LONDON (Reuters) - Checks on whether risks in companies are being properly managed should include tackling bad attitudes and behaviour among staff to stop scandals, a UK-based professional body said on Monday.
The Chartered Institute of Internal Auditors launched a report that looks at ways to improve company culture after a string of scandals such as loan insurance mis-selling and interest rate benchmark rigging at banks.
Last month Britain's biggest payday lender Wonga was fined $4.4 million for sending customers bogus letters from non-existent law firms that threatened legal action.
Internal auditors are employees of a company who are meant to challenge top executives if risks are not being managed adequately.

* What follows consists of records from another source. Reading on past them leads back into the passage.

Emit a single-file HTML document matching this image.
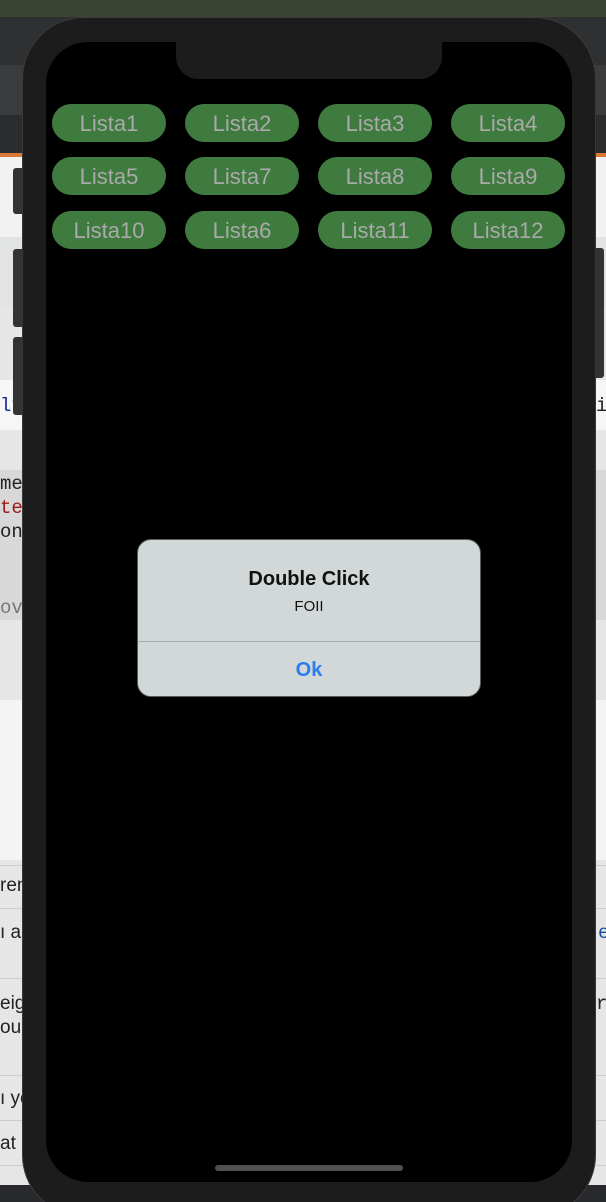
<!DOCTYPE html>
<html style="overflow:hidden"><head><style>
*{margin:0;padding:0;box-sizing:border-box}
html,body{width:606px;height:1202px;overflow:hidden}
body{position:relative;background:#e6e6e6;font-family:"Liberation Sans",sans-serif}
#w{position:absolute;left:0;top:0;width:606px;height:1202px;overflow:hidden}
.a{position:absolute}
.t{position:absolute;font-family:"Liberation Mono",monospace;font-size:19px;color:#222;white-space:nowrap}
.btn{position:absolute;width:114px;height:38px;border-radius:19px;background:#3f7a3f;color:#a9aaa9;font-size:22px;text-align:center;line-height:40px}
</style></head><body><div id="w">
<div class="a" style="left:0;top:0;width:606px;height:17px;background:#3c4434"></div>
<div class="a" style="left:0;top:17px;width:606px;height:48px;background:#2f3031"></div>
<div class="a" style="left:0;top:65px;width:606px;height:50px;background:#3a3b3c"></div>
<div class="a" style="left:0;top:115px;width:606px;height:38px;background:#2b2c2d"></div>
<div class="a" style="left:0;top:153px;width:606px;height:4px;background:#d87a35"></div>
<div class="a" style="left:0;top:157px;width:606px;height:80px;background:#f2f2f2"></div>
<div class="a" style="left:0;top:237px;width:606px;height:70px;background:#e2e3e3"></div>
<div class="a" style="left:0;top:380px;width:606px;height:50px;background:#f6f6f6"></div>
<div class="a" style="left:0;top:470px;width:606px;height:150px;background:#d8d8d8"></div>
<div class="a" style="left:0;top:700px;width:606px;height:160px;background:#f4f4f4"></div>
<div class="a" style="left:0;top:1185px;width:606px;height:17px;background:#27292c"></div>
<div class="t" style="left:0;top:395px;color:#1a2a8a">lf</div>
<div class="t" style="left:0;top:473px">me</div>
<div class="t" style="left:0;top:497px;color:#9a1a1a">te</div>
<div class="t" style="left:0;top:521px">on</div>
<div class="t" style="left:0;top:597px;color:#777">ov</div>
<div class="t" style="left:0;top:875px;font-family:'Liberation Sans';">ren</div>
<div class="t" style="left:0;top:922px;font-family:'Liberation Sans';">ı a</div>
<div class="t" style="left:0;top:993px;font-family:'Liberation Sans';">eig</div>
<div class="t" style="left:0;top:1017px;font-family:'Liberation Sans';">ou</div>
<div class="t" style="left:0;top:1088px;font-family:'Liberation Sans';">ı yo</div>
<div class="t" style="left:0;top:1133px;font-family:'Liberation Sans';">at -</div>
<div class="t" style="left:596px;top:395px">i</div>
<div class="t" style="left:598px;top:922px;color:#1a4fa0">e</div>
<div class="t" style="left:596px;top:993px">r</div>
<div class="a" style="left:0;top:865px;width:606px;height:1px;background:#ccc"></div>
<div class="a" style="left:0;top:908px;width:606px;height:1px;background:#ccc"></div>
<div class="a" style="left:0;top:978px;width:606px;height:1px;background:#ccc"></div>
<div class="a" style="left:0;top:1075px;width:606px;height:1px;background:#ccc"></div>
<div class="a" style="left:0;top:1120px;width:606px;height:1px;background:#ccc"></div>
<div class="a" style="left:0;top:1165px;width:606px;height:1px;background:#ccc"></div>
<div class="a" style="left:13px;top:168px;width:14px;height:46px;border-radius:3px;background:#333"></div>
<div class="a" style="left:13px;top:249px;width:14px;height:78px;border-radius:3px;background:#333"></div>
<div class="a" style="left:13px;top:337px;width:14px;height:78px;border-radius:3px;background:#333"></div>
<div class="a" style="left:590px;top:248px;width:14px;height:130px;border-radius:3px;background:#333"></div>
<div class="a" style="left:22px;top:17px;width:574px;height:1200px;border-radius:62px;background:#1c1c1c;border:1px solid #3a3a3a"></div>
<div class="a" style="left:46px;top:42px;width:526px;height:1140px;border-radius:42px;background:#000"></div>
<div class="a" style="left:176px;top:38px;width:266px;height:41px;border-radius:0 0 22px 22px;background:#1c1c1c"></div>
<div class="a" style="left:215px;top:1165px;width:188px;height:6px;border-radius:3px;background:#505050"></div>
<div class="btn" style="left:52px;top:104px">Lista1</div>
<div class="btn" style="left:185px;top:104px">Lista2</div>
<div class="btn" style="left:318px;top:104px">Lista3</div>
<div class="btn" style="left:451px;top:104px">Lista4</div>
<div class="btn" style="left:52px;top:157px">Lista5</div>
<div class="btn" style="left:185px;top:157px">Lista7</div>
<div class="btn" style="left:318px;top:157px">Lista8</div>
<div class="btn" style="left:451px;top:157px">Lista9</div>
<div class="btn" style="left:52px;top:211px">Lista10</div>
<div class="btn" style="left:185px;top:211px">Lista6</div>
<div class="btn" style="left:318px;top:211px">Lista11</div>
<div class="btn" style="left:451px;top:211px">Lista12</div>
<div class="a" style="left:137px;top:539px;width:344px;height:158px;border-radius:14px;background:#d2d8d8;border:1px solid #5a5e5e;overflow:hidden">
<div class="a" style="left:0;top:28px;width:342px;text-align:center;font-weight:bold;font-size:20px;color:#111">Double Click</div>
<div class="a" style="left:0;top:58px;width:342px;text-align:center;font-size:15px;color:#111">FOII</div>
<div class="a" style="left:0;top:101px;width:342px;height:1px;background:#aab0b0"></div>
<div class="a" style="left:0;top:119px;width:342px;text-align:center;font-weight:bold;font-size:20px;color:#2b7cf0">Ok</div>
</div>
</div></body></html>
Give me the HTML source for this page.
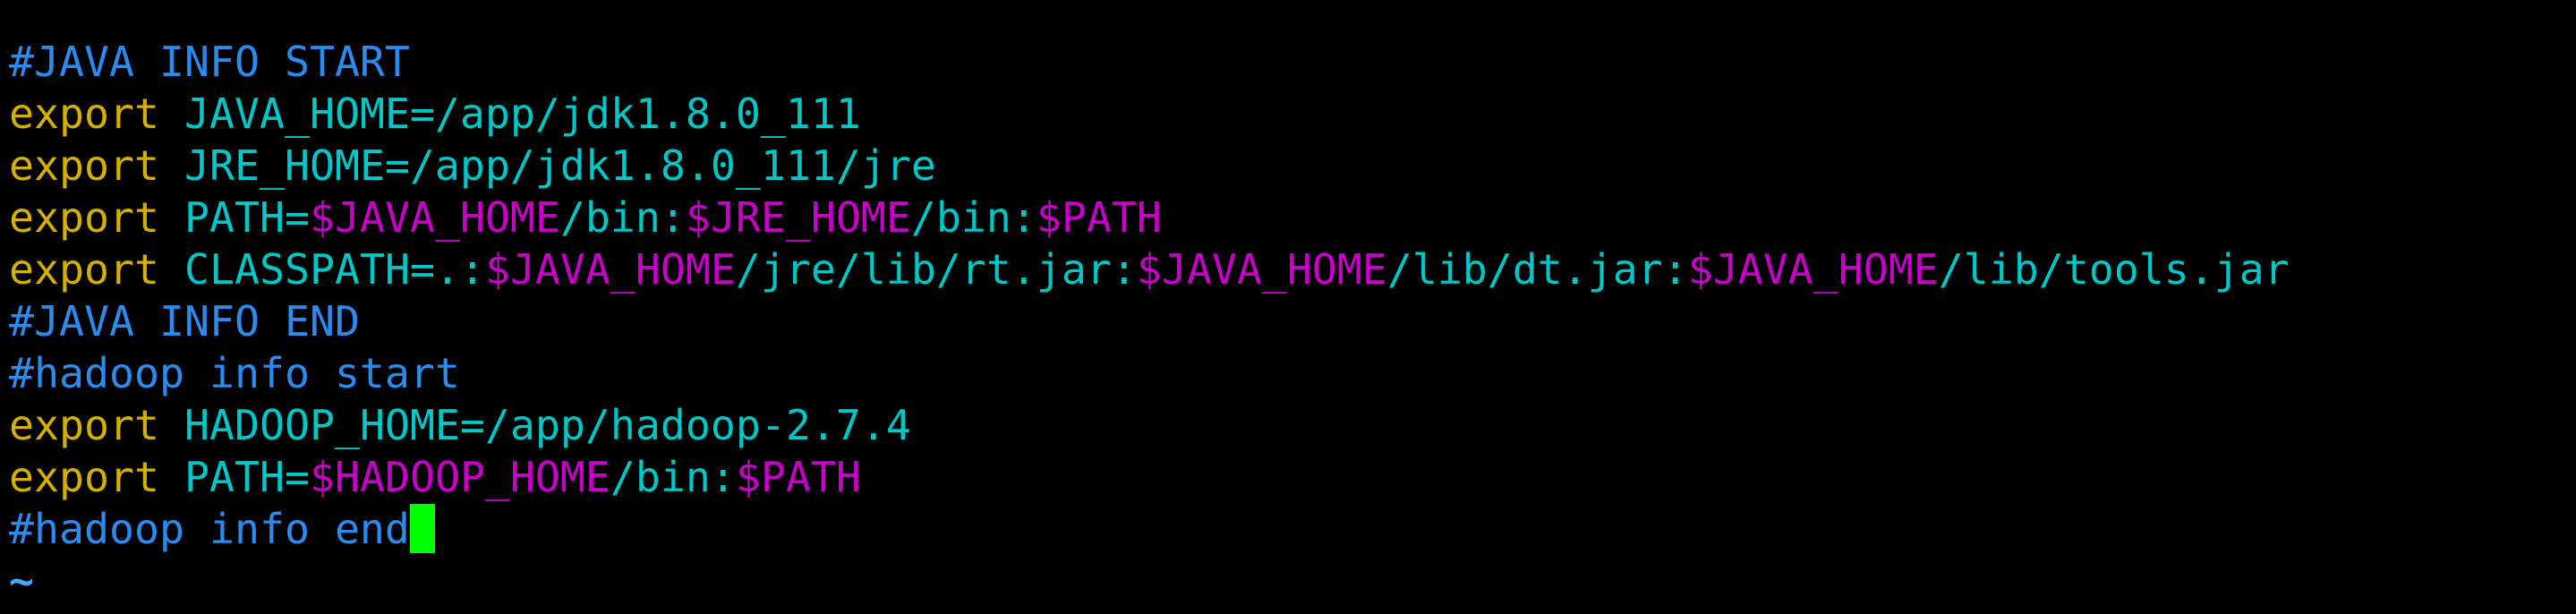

Andrew Bailey, who heads Britain's banking watchdog, the Prudential Regulation Authority, has said that scandals at banks showed that internal auditors at banks have not been up to the job.
The institute's report calls for internal auditors to go beyond a focus on controls and to undertake a "root-cause" analysis to identify cultural weaknesses in their company.
Internal auditors should not only just check the "tone at the top" of the company but on culture throughout the organisation, it said.
"As organisations come under increasing pressure to demonstrate their commitment to improving standards of behaviour they must focus more closely on getting the underlying culture which dictates those behaviours right," the institute's chief executive Ian Peters said in a statement.
The move to go beyond box-ticking to examine wider issues of culture echo a step announced by Barclays (L:BARC) on Thursday.
The UK bank, itself fined for rigging an interest rate benchmark, has created a Compliance Career Academy to train its compliance staff to go beyond their traditional role and act as mentors to improve culture and behaviour.